◆ Do this ◆
Please list all lines of the material below in which the string "styled" occurs.

◆ Data for processing ◆
▬▬▬▬▬▬▬▬▬▬
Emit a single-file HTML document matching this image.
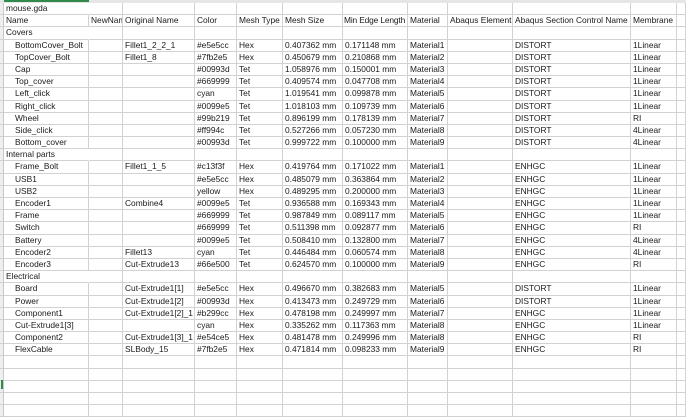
<!DOCTYPE html>
<html><head><style>
body{margin:0;width:686px;height:409px;overflow:hidden;background:#fff;font-family:"Liberation Sans",Arial,sans-serif;font-size:8.4px;color:#1a1a1a;position:relative}
.top{position:absolute;left:0;top:0;width:686px;height:3px;background:#e6e6e6}
.top i{position:absolute;left:4px;top:0;width:85px;height:2px;background:#2f8a4c}
.g{position:absolute;left:0;top:3px;display:grid;grid-template-columns:4px 85px 34px 72px 42px 46px 60px 65px 40px 65px 118px 46px 9px;grid-auto-rows:12.2px}
.g div{border-right:1px solid #d2d2d2;border-bottom:1px solid #d2d2d2;white-space:nowrap;overflow:hidden;padding-left:2px;line-height:11.2px;box-sizing:border-box}
.g div.s{background:#efefef;padding:0;border-right:1px solid #c8c8c8}
.g div.in{padding-left:11px}
.g div.n{padding-left:1px;letter-spacing:-0.15px}
.mk{position:absolute;left:1px;top:380px;width:2px;height:9px;background:#2f8a4c}
</style></head><body>
<div class="top"><i></i></div>
<div class="g" id="g"></div>
<div class="mk"></div>
<script>
const rows=[
["mouse.gda"],
["Name","NewName","Original Name","Color","Mesh Type","Mesh Size","Min Edge Length","Material","Abaqus Element","Abaqus Section Control Name","Membrane"],
["Covers"],
["*BottomCover_Bolt","","Fillet1_2_2_1","#e5e5cc","Hex","0.407362 mm","0.171148 mm","Material1","","DISTORT","1Linear"],
["*TopCover_Bolt","","Fillet1_8","#7fb2e5","Hex","0.450679 mm","0.210868 mm","Material2","","DISTORT","1Linear"],
["*Cap","","","#00993d","Tet","1.058976 mm","0.150001 mm","Material3","","DISTORT","1Linear"],
["*Top_cover","","","#669999","Tet","0.409574 mm","0.047708 mm","Material4","","DISTORT","1Linear"],
["*Left_click","","","cyan","Tet","1.019541 mm","0.099878 mm","Material5","","DISTORT","1Linear"],
["*Right_click","","","#0099e5","Tet","1.018103 mm","0.109739 mm","Material6","","DISTORT","1Linear"],
["*Wheel","","","#99b219","Tet","0.896199 mm","0.178139 mm","Material7","","DISTORT","RI"],
["*Side_click","","","#ff994c","Tet","0.527266 mm","0.057230 mm","Material8","","DISTORT","4Linear"],
["*Bottom_cover","","","#00993d","Tet","0.999722 mm","0.100000 mm","Material9","","DISTORT","4Linear"],
["Internal parts"],
["*Frame_Bolt","","Fillet1_1_5","#c13f3f","Hex","0.419764 mm","0.171022 mm","Material1","","ENHGC","1Linear"],
["*USB1","","","#e5e5cc","Hex","0.485079 mm","0.363864 mm","Material2","","ENHGC","1Linear"],
["*USB2","","","yellow","Hex","0.489295 mm","0.200000 mm","Material3","","ENHGC","1Linear"],
["*Encoder1","","Combine4","#0099e5","Tet","0.936588 mm","0.169343 mm","Material4","","ENHGC","1Linear"],
["*Frame","","","#669999","Tet","0.987849 mm","0.089117 mm","Material5","","ENHGC","1Linear"],
["*Switch","","","#669999","Tet","0.511398 mm","0.092877 mm","Material6","","ENHGC","RI"],
["*Battery","","","#0099e5","Tet","0.508410 mm","0.132800 mm","Material7","","ENHGC","4Linear"],
["*Encoder2","","Fillet13","cyan","Tet","0.446484 mm","0.060574 mm","Material8","","ENHGC","4Linear"],
["*Encoder3","","Cut-Extrude13","#66e500","Tet","0.624570 mm","0.100000 mm","Material9","","ENHGC","RI"],
["Electrical"],
["*Board","","Cut-Extrude1[1]","#e5e5cc","Hex","0.496670 mm","0.382683 mm","Material5","","DISTORT","1Linear"],
["*Power","","Cut-Extrude1[2]","#00993d","Hex","0.413473 mm","0.249729 mm","Material6","","DISTORT","1Linear"],
["*Component1","","Cut-Extrude1[2]_1","#b299cc","Hex","0.478198 mm","0.249997 mm","Material7","","ENHGC","1Linear"],
["*Cut-Extrude1[3]","","","cyan","Hex","0.335262 mm","0.117363 mm","Material8","","ENHGC","1Linear"],
["*Component2","","Cut-Extrude1[3]_1","#e54ce5","Hex","0.481478 mm","0.249996 mm","Material8","","ENHGC","RI"],
["*FlexCable","","SLBody_15","#7fb2e5","Hex","0.471814 mm","0.098233 mm","Material9","","ENHGC","RI"]
];
let h="";
for(let r=0;r<34;r++){
 const row=rows[r]||[];
 h+='<div class="s"></div>';
 for(let c=0;c<12;c++){
  let t=row[c]||"",cl="";
  if(c==0&&t[0]=="*"){t=t.slice(1);cl=' class="in"';}
  else if(r==1&&c==6){cl=' class="n"';}
  if(c==0&&row.length==1&&t){h+='<div style="overflow:visible;border-right-color:transparent">'+t+'</div>';continue;}
  h+='<div'+cl+'>'+t+'</div>';
 }
}
document.getElementById("g").innerHTML=h;
</script>
</body></html>
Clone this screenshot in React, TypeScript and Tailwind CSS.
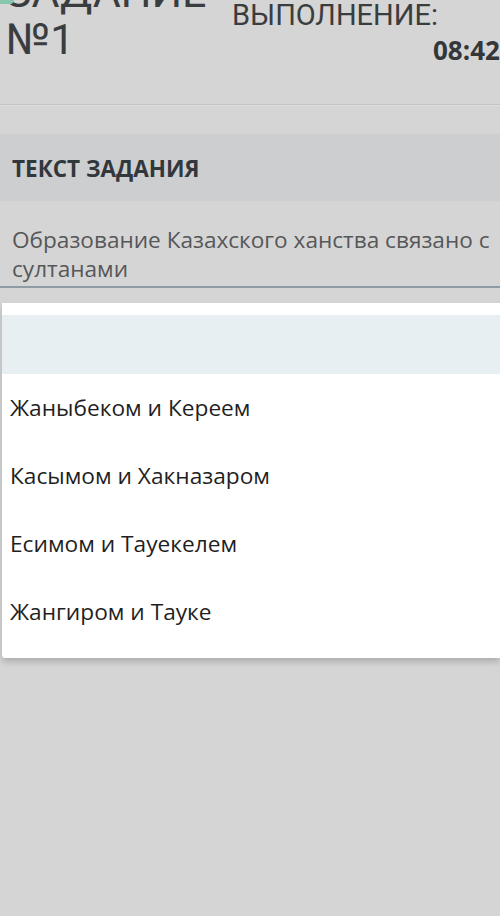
import React from "react";

export default function App() {
  const options = [
    "Жаныбеком и Кереем",
    "Касымом и Хакназаром",
    "Есимом и Тауекелем",
    "Жангиром и Тауке",
  ];
  return (
    <div className="relative w-[500px] h-[916px] overflow-hidden bg-[#d5d5d5]" style={{ fontFamily: '"Open Sans", sans-serif' }}>
      <div className="absolute left-0 top-0 w-[14px] h-[4px] rounded-br-sm bg-[#86c7ad]" />
      {/* header */}
      <div className="flex h-[104px] pl-[6px]">
        <div className="mt-[-31px] text-[43px] leading-[47px] text-[#3a3d40] whitespace-nowrap w-[226px]" style={{ fontFamily: 'Roboto, sans-serif' }}>
          <div>ЗАДАНИЕ</div>
          <div>№1</div>
        </div>
        <div className="flex flex-col">
          <div className="mt-[-2px] text-[29px] leading-[34px] text-[#3a3d40] whitespace-nowrap" style={{ fontFamily: 'Roboto, sans-serif' }}>ВЫПОЛНЕНИЕ:</div>
          <div className="mt-[3px] pl-[201px] text-[26px] leading-[30px] font-bold text-[#33373a] whitespace-nowrap">08:42</div>
        </div>
      </div>
      <div className="h-px bg-[#c3c3c3]" />
      <div className="h-px bg-[#dedede]" />
      <div className="h-[28px]" />
      <div className="h-[67px] bg-[#cdcecf] flex items-center px-[12px]">
        <span className="text-[22.5px] font-bold text-[#32373c] mt-[2px]">ТЕКСТ ЗАДАНИЯ</span>
      </div>
      <div className="pl-[12px] pr-0 pt-[24px] pb-[3px] text-[22.6px] leading-[29px] text-[#555759]">
        Образование Казахского ханства связано с султанами
      </div>
      <div className="h-[2px] bg-[#8d9ca4]" />
      <div className="h-[15px]" />
      <div className="ml-[2px] bg-white pt-[12px] pb-[12px] rounded-bl-[3px] shadow-[0_4px_6px_rgba(0,0,0,0.18)]">
        <div className="h-[59px] bg-[#e8eff2]" />
        {options.map((o) => (
          <div key={o} className="h-[68px] leading-[68px] px-[8px] text-[22.7px] text-[#1f1f1f] whitespace-nowrap">
            {o}
          </div>
        ))}
      </div>
    </div>
  );
}
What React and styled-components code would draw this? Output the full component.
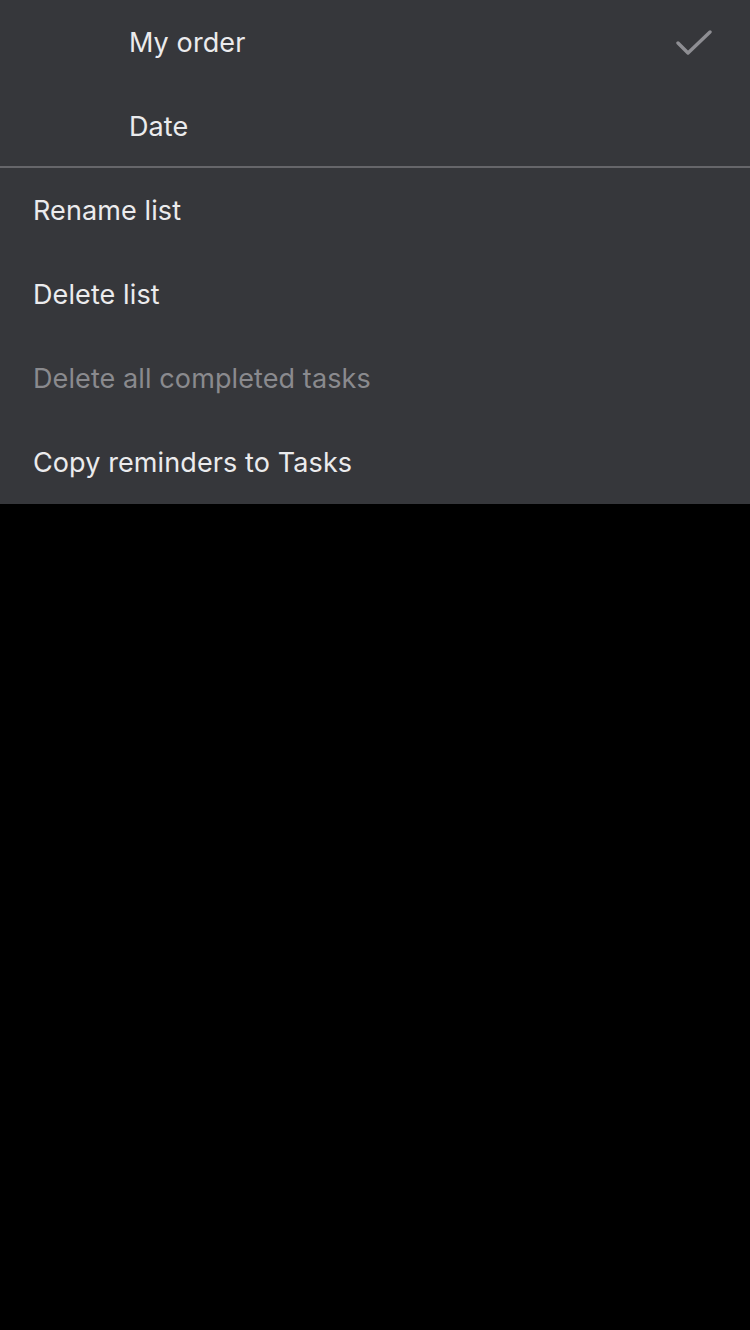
import React from 'react';
import styled, { createGlobalStyle } from 'styled-components';

const GlobalStyle = createGlobalStyle`
  html, body {
    margin: 0;
    padding: 0;
    background: #000;
  }
  body {
    font-family: Inter, Roboto, "Noto Sans", sans-serif;
    -webkit-font-smoothing: antialiased;
  }
`;

const Page = styled.div`
  width: 750px;
  height: 1330px;
  background: #000;
`;

const Menu = styled.div`
  background: #36373b;
  display: flex;
  flex-direction: column;
`;

const Row = styled.div`
  height: ${(p) => p.$height || 84}px;
  display: flex;
  align-items: center;
  justify-content: space-between;
  padding: ${(p) => p.$shift || 0}px 38px 0 ${(p) => (p.$indent ? 129 : 33)}px;
  box-sizing: border-box;
  font-size: 27px;
  letter-spacing: 0.1px;
  color: ${(p) => (p.$disabled ? '#8a8a8e' : '#ebebed')};
`;

const Divider = styled.div`
  height: 2px;
  background: #66666a;
`;

const Check = () => (
  <svg width="36" height="28" viewBox="0 0 36 28" fill="none">
    <path d="M2 14 L12 24 L34 3" stroke="#8e8e93" strokeWidth="3.4" strokeLinecap="round" strokeLinejoin="round" />
  </svg>
);

export default function App() {
  return (
    <Page>
      <GlobalStyle />
      <Menu>
        <Row $indent $shift={1}>
          <span>My order</span>
          <Check />
        </Row>
        <Row $indent $height={82} $shift={2}>
          <span>Date</span>
        </Row>
        <Divider />
        <Row>Rename list</Row>
        <Row>Delete list</Row>
        <Row $disabled>Delete all completed tasks</Row>
        <Row>Copy reminders to Tasks</Row>
      </Menu>
    </Page>
  );
}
▬▬▬▬▬▬▬▬▬▬
◆ Expected output ◆
What React and styled-components code would draw this? Output the full component.
import styled, { createGlobalStyle } from 'styled-components';
const Page = styled.div`
const Menu = styled.div`
const Row = styled.div`
const Divider = styled.div`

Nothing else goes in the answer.